Millennium Post

On the anvil: Stricter Sebi rules for buyback & preferential share issues

With an aim to safeguard the interest of public shareholders, Sebi plans to streamline the procedures for buyback offers made by promoters and the issuance of shares on preferential basis.

For the buyback offers made by promoters of listed companies, appropriate measures need to be taken for keeping under check non-serious proposals made to the minority shareholders, while the time frame for such offers also need to be shortened, a senior official said.
Besides, Sebi is amending the norms about preferential allotment of shares by making it mandatory to disclose source of funds for such purchases to ensure that shares are not being acquired by promoters through front entities.

The regulator might also make it mandatory that payment for such share allotments are made only from the own bank accounts of the buyers.

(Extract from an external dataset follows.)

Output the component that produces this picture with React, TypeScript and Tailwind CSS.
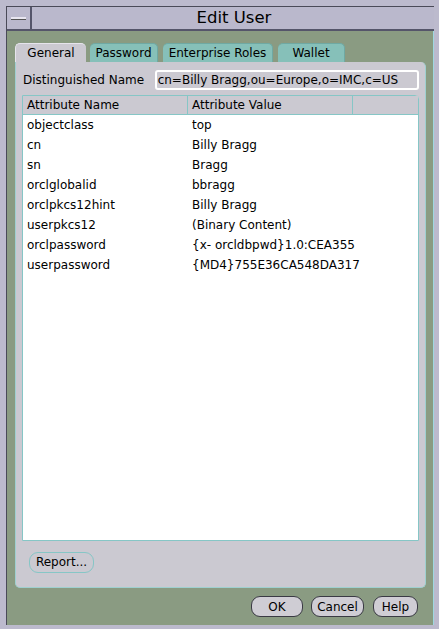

Sebi is also considering making it compulsory to carry out such allotments through demat accounts, a move that would check flow of illicit funds.
The steps required to be taken on these matters may be considered at a Sebi board meeting scheduled for Tuesday.

Regarding buyback proposals, the market regulator is planning to make it mandatory for companies to buyback a minimum of 50 per cent shares of the total targeted amount, failing which penal actions might be taken against them.In the past three years, there have been 75 buyback cases through open market purchases, where companies could meet only 49.91 per cent of their buyback targets.To ensure that only serious companies launch buybacks, Sebi might make it compulsory for companies to keep 25 per cent of the proposed repurchase amount in an escrow account.